WHAT IS EXPECTED
Set down the data below from its first line to the line holding "FaSignInAlt, FaCloud, FaDownload", inclusive; omit all pictures.

════════════════

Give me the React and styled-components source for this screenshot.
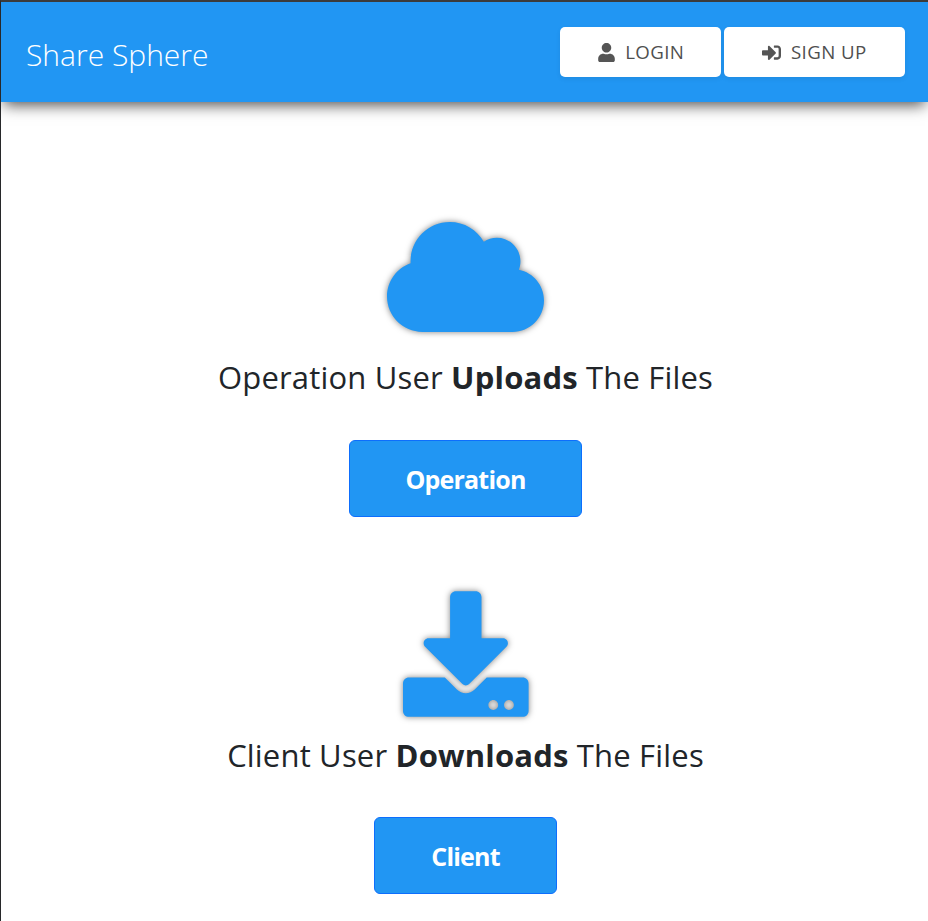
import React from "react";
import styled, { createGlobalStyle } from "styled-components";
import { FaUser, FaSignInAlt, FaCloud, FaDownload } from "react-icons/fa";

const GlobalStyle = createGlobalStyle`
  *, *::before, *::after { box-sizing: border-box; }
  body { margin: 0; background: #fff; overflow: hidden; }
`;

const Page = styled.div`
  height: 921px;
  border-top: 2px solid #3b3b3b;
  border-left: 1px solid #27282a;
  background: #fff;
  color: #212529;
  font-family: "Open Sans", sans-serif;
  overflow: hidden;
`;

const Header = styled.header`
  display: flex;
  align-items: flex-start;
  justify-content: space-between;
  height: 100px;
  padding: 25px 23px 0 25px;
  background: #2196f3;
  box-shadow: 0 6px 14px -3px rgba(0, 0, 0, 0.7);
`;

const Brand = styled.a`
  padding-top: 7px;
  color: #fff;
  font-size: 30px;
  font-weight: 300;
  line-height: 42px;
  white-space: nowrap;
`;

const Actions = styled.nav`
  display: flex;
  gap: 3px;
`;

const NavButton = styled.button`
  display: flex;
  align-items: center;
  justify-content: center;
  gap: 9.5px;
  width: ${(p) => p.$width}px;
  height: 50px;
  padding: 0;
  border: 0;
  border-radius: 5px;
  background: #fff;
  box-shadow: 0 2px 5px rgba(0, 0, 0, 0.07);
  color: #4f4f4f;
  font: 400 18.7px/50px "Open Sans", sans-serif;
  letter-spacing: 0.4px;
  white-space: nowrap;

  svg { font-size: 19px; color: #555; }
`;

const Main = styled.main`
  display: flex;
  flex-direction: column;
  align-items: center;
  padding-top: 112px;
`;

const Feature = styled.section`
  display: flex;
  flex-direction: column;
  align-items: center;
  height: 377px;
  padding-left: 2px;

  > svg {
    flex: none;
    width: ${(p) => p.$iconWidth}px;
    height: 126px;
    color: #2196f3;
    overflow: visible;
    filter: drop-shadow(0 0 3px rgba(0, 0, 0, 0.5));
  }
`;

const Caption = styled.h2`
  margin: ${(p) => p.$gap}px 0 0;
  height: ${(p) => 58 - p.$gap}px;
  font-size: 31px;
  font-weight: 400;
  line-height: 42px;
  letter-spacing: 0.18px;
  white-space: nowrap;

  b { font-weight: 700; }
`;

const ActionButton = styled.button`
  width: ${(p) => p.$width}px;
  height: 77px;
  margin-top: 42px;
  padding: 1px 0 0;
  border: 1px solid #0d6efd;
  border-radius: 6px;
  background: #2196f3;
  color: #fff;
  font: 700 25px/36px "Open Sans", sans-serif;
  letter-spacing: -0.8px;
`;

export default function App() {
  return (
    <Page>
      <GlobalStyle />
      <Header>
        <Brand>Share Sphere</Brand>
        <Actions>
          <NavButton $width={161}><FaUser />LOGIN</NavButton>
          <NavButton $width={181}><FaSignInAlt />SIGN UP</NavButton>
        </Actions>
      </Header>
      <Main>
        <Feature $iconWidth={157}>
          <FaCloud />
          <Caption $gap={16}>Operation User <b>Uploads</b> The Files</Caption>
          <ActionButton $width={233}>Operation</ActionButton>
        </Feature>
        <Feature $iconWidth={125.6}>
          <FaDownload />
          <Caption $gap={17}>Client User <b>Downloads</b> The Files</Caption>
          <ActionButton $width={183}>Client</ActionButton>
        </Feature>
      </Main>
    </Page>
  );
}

════════════════

ANSWER TO THIS PROBLEM
Give me the React and styled-components source for this screenshot.
import React from "react";
import styled, { createGlobalStyle } from "styled-components";
import { FaUser, FaSignInAlt, FaCloud, FaDownload } from "react-icons/fa";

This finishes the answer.